The reasons for preferring this form will be made clear shortly. The bath variables can now be seen to evolve according to

\[ x_{\alpha}(t) = x_{\alpha}(0)\cos\omega_{\alpha}t + {\dot{x} (0) \over \omega _{\alpha}} \sin \omega_{\alpha} t + {g_{\alpha} \over m_{\alpha} \omega _{\alpha}^2}\int_0^t\;d\tau\;\dot{q}(\tau)\cos\omega_{\alpha}(t-\tau) - {g_{\alpha} \over m_{alpha}\omega_{\alpha}^2}\left[q(t)-q(0)\cos\omega_{\alpha}t\right] \]

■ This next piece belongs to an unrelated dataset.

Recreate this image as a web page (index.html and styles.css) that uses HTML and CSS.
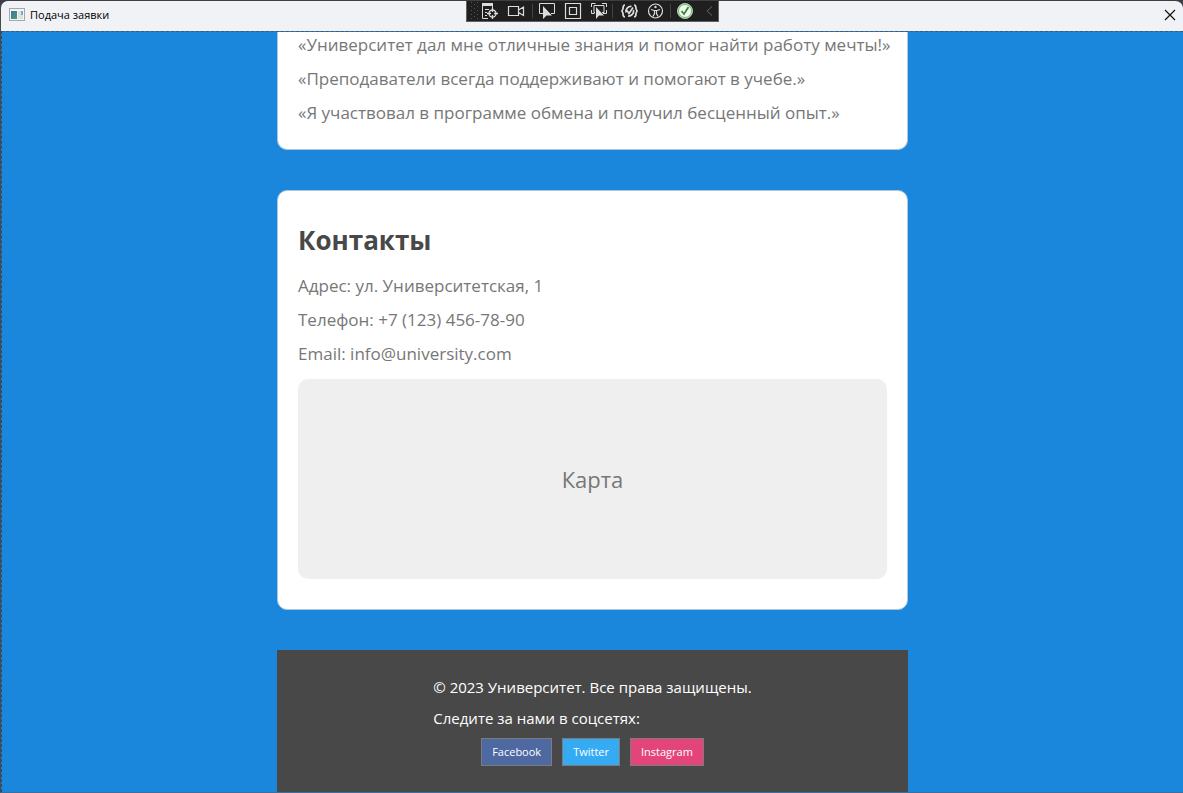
FILE: index.html
```html
<!DOCTYPE html>
<html lang="ru">
<head>
<meta charset="utf-8">
<title>Подача заявки</title>
<link rel="stylesheet" href="styles.css">
</head>
<body>
<div class="window">
  <header class="titlebar">
    <svg class="app-icon" width="16" height="14" viewBox="0 0 16 14" aria-hidden="true">
      <defs><linearGradient id="pane" x1="0" y1="0" x2="1" y2="1"><stop offset="0" stop-color="#3f78a6"/><stop offset="1" stop-color="#4d9a68"/></linearGradient></defs>
      <rect x=".5" y=".5" width="15" height="12" fill="#f4f4f4" stroke="#a5a8ab"/>
      <rect x="2" y="3" width="6" height="8" fill="url(#pane)"/>
      <rect x="9" y="3" width="3" height="8" fill="#dfe2e4"/>
      <rect x="12" y="3" width="2" height="4" fill="#7fa3cc"/>
      <rect x="12" y="7" width="2" height="4" fill="#d9e4dc"/>
    </svg>
    <h1 class="title">Подача заявки</h1>
    <button class="close" aria-label="Закрыть">
      <svg width="12" height="12" viewBox="0 0 12 12"><path d="M1 1l10 10M11 1L1 11" stroke="#111" stroke-width="1.2"/></svg>
    </button>
  </header>

  <div class="debugbar">
    <svg width="251" height="21" viewBox="1 0 251 21" fill="none" stroke="#dcdcdc" aria-hidden="true">
      <path d="M5.500 2v18M11.500 2v18" stroke="#555" stroke-dasharray="1 3"/>
      <path d="M8.500 4v16" stroke="#555" stroke-dasharray="1 3"/>
      <path d="M16 3h11v3H16z" fill="#dcdcdc" stroke="none"/>
      <path d="M16.500 5v13.500H22M19 9.500h4M19 12.500h2M19 15.500h2M26.500 6v2"/>
      <circle cx="26.500" cy="13.500" r="3.500" stroke-width="1.300"/><path d="M26.500 8v4M26.500 15v4M21 13.500h4M28 13.500h4" stroke-width="1.300"/>
      <path d="M42.500 6.500h10v9h-10zM52.500 10l5-3v8.500l-5-3" stroke-width="1.200"/>
      <path d="M66.500 4v14M146.500 4v14M204.500 4v14" stroke="#434343"/>
      <path d="M77 13.500h-3.500v-10h15v10H85"/>
      <path d="M77 6v13l3.500-3.500H86z" fill="#dcdcdc" stroke="none"/>
      <path d="M99.500 3.500h15v15h-15zM103.500 7.500h7v7h-7z" stroke-width="1.200"/>
      <path d="M125.500 7V3.500h4M136 3.500h4.500V7M125.500 10v3.500h3M137 13.500h3.500V10M129 12.500h-1v-7h10v7h-2"/>
      <path d="M130 7v12l3-3.500h5z" fill="#dcdcdc" stroke="none"/>
      <path d="M159 5c-2 0-2 2-2 3.500S156 10 156 11s1 1 1 2.500S157 17 159 17M168 5c2 0 2 2 2 3.500s1 1.500 1 2.500-1 1-1 2.500 0 3.500-2 3.500" stroke-width="1.700"/>
      <path d="M165.500 6.500a5 5 0 0 0-5.500 6M162 16a5 5 0 0 0 5.500-6M161 10.500l2 3 4-6" stroke-width="1.700"/>
      <circle cx="189.500" cy="11" r="7" stroke-width="1.200"/><circle cx="189.500" cy="7" r="1.200" fill="#dcdcdc" stroke="none"/>
      <path d="M185 9.500l3 1h3l3-1M188.500 10.500v3l-1.500 3M190.500 10.500v3l1.500 3" stroke-width="1.200"/>
      <circle cx="219" cy="11" r="7.500" fill="#f4f8f2" stroke="#a9d2a6"/><circle cx="219" cy="11" r="6.500" stroke="#4ba150" stroke-width=".8"/>
      <path d="M215.500 11l2.500 3 4.500-7" stroke="#328a37" stroke-width="1.800"/>
      <path d="M246 6.500l-5 4.500 5 4.500" stroke="#666"/>
    </svg>
  </div>

  <main class="page">
    <section class="card card-reviews">
      <p>«Университет дал мне отличные знания и помог найти работу мечты!»</p>
      <p>«Преподаватели всегда поддерживают и помогают в учебе.»</p>
      <p>«Я участвовал в программе обмена и получил бесценный опыт.»</p>
    </section>

    <section class="card card-contacts">
      <h2>Контакты</h2>
      <p>Адрес: ул. Университетская, 1</p>
      <p>Телефон: +7 (123) 456-78-90</p>
      <p>Email: info@university.com</p>
      <div class="map">Карта</div>
    </section>

    <footer class="footer">
      <div class="footer-inner">
        <p>© 2023 Университет. Все права защищены.</p>
        <p>Следите за нами в соцсетях:</p>
        <nav class="social">
          <button class="facebook">Facebook</button>
          <button class="twitter">Twitter</button>
          <button class="instagram">Instagram</button>
        </nav>
      </div>
    </footer>
  </main>
</div>
</body>
</html>
```
FILE: styles.css
```css
* { box-sizing: border-box; }

body {
  margin: 0;
  background: #3f3f42;
  font-family: "Segoe UI", "Open Sans", "Noto Sans", sans-serif;
}

h1, h2, p { margin: 0; }

.window {
  position: relative;
  display: flex;
  flex-direction: column;
  height: 100vh;
  overflow: hidden;
  border-top: 1px solid #3f3f42;
  border-left: 1px solid #4a4a4d;
  border-bottom: 1px solid #3f6f98;
  border-radius: 8px 8px 0 0;
  background: #1a86dc;
}

.titlebar {
  display: flex;
  flex: none;
  align-items: center;
  height: 30px;
  padding: 0 7px 2px 8px;
  background: #f1f2f6;
}

.app-icon { margin-right: 5px; }

.title {
  flex: 1;
  font-size: 11px;
  font-weight: 400;
  line-height: 16px;
  color: #000;
}

.close {
  display: flex;
  padding: 0;
  border: 0;
  background: none;
}

.debugbar {
  position: absolute;
  top: -1px;
  left: 50%;
  display: flex;
  height: 22px;
  margin-left: -126px;
  border: solid #606060;
  border-width: 0 1px 1px;
  background: #1f1f1f;
}

.page {
  display: flex;
  flex: 1;
  flex-direction: column;
  align-items: center;
  gap: 40px;
  min-height: 0;
  overflow: hidden;
  border-top: 1px dashed #45586a;
  border-left: 1px dashed #294e6d;
}

.card {
  flex: none;
  width: 100%;
  max-width: 631px;
  padding: 30px 20px;
  border: 1px solid #a9c6df;
  border-radius: 10px;
  background: #fff;
}

.card p {
  margin-bottom: 10px;
  font-size: 17px;
  line-height: 24px;
  color: #777;
}

.card-reviews {
  padding-top: 1px;
  padding-bottom: 14px;
  border-top: 0;
  border-radius: 0 0 10px 10px;
}

.card-reviews p { white-space: nowrap; }

.card h2 {
  margin-bottom: 15px;
  font-size: 26px;
  line-height: 38px;
  color: #484848;
}

.map {
  display: flex;
  align-items: center;
  justify-content: center;
  height: 200px;
  margin-top: 13px;
  border-radius: 10px;
  background: #efefef;
  font-size: 22px;
  color: #777;
}

.footer {
  display: flex;
  flex: none;
  justify-content: center;
  width: 100%;
  max-width: 631px;
  padding: 26px 20px;
  background: #484848;
}

.footer p {
  margin-bottom: 8px;
  font-size: 15px;
  line-height: 23px;
  color: #fff;
}

.social {
  display: flex;
  justify-content: center;
  gap: 10px;
}

.social button {
  height: 28px;
  padding: 0 10px;
  border: 1px solid #7c7c7c;
  font: 11px/16px "Segoe UI", "Open Sans", "Noto Sans", sans-serif;
  color: #fff;
}

.facebook { background: #4e69a2; }
.twitter { background: #35abf3; }
.instagram { background: #e3457b; }
```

Substituting this into the equation of motion for \(\underline {q} \), we find

\[ m\ddot{q} = -{\partial \phi \over \partial q} -\sum_{\alpha} g_{\alpha} \left [ x_{\alpha} (0) \cos \omega _{\alpha} t + {P_{\alpha} (0) \over m_{\alpha} \omega _{\alpha} } \sin \omega _{\alpha} t + {g _{\alpha} \over m_{\alpha} \omega _{\alpha}^2 } q(0) \cos \omega _{\alpha} t \right ] - \sum _{\alpha} {g^2_{\alpha} \over m_{\alpha} \omega ^2_{\alpha} } \int _0^t d \tau \dot {q} (\tau) \cos \omega_{\alpha} (t - \tau )\]

\(+ \sum _{\alpha} {g_{\alpha}^2 \over m_{\alpha}\omega_{\alpha}^2}q(t) - \sum _{\alpha} {g_{\alpha}^2 \over m_{\alpha}\omega_{\alpha}^2}q(t) \)

We now introduce the following notation for the sums over bath modes appearing in this equation:

- 1.
- Define a dynamic
*friction kernel*

\[\zeta(t) = \sum_{\alpha}{g_{\alpha}\over m_{\alpha}\omega_{\alpha}^2}\cos\omega_{\alpha}t\] - 2.
- Define a
*random force*

\[R(t) = -\sum_{\alpha}g_{\alpha}\left[\left(x_{\alpha}(0) + {g_{\alpha} \over m_{\alpha} \omega_{\alpha}^2 } q (0) \right ) \cos \omega_{\alpha} t + {P_{\alpha} (0) \over m_{\alpha}\omega_{\alpha}}\sin\omega_{\alpha}t\right] \]

Using these definitions, the equation of motion for \(\underline {q} \) reads

\[m\ddot{q} = -{\partial \phi \over \partial q} - \int_0^t\;d\tau\;\dot{q}(\tau)\zeta(t-\tau)+ R(t) \] | (1) |

Eq. (1) is known as the *generalized Langevin equation*. Note that it takes the form of a one-dimensional particle subject to a potential \(\phi (q) \), driven by a forcing function \(R (t) \) and with a nonlocal (in time) damping term \(\underline {-\int_0^t\;d\tau\;\dot{q}(\tau)\zeta(t-\tau) } \), which depends, in general, on the entire history of the evolution of \(\underline {q} \). The GLE is often taken as a phenomenological equation of motion for a coordinate \(\underline {q} \) coupled to a general bath. In this spirit, it is worth taking a moment to discuss the physical meaning of the terms appearing in the equation.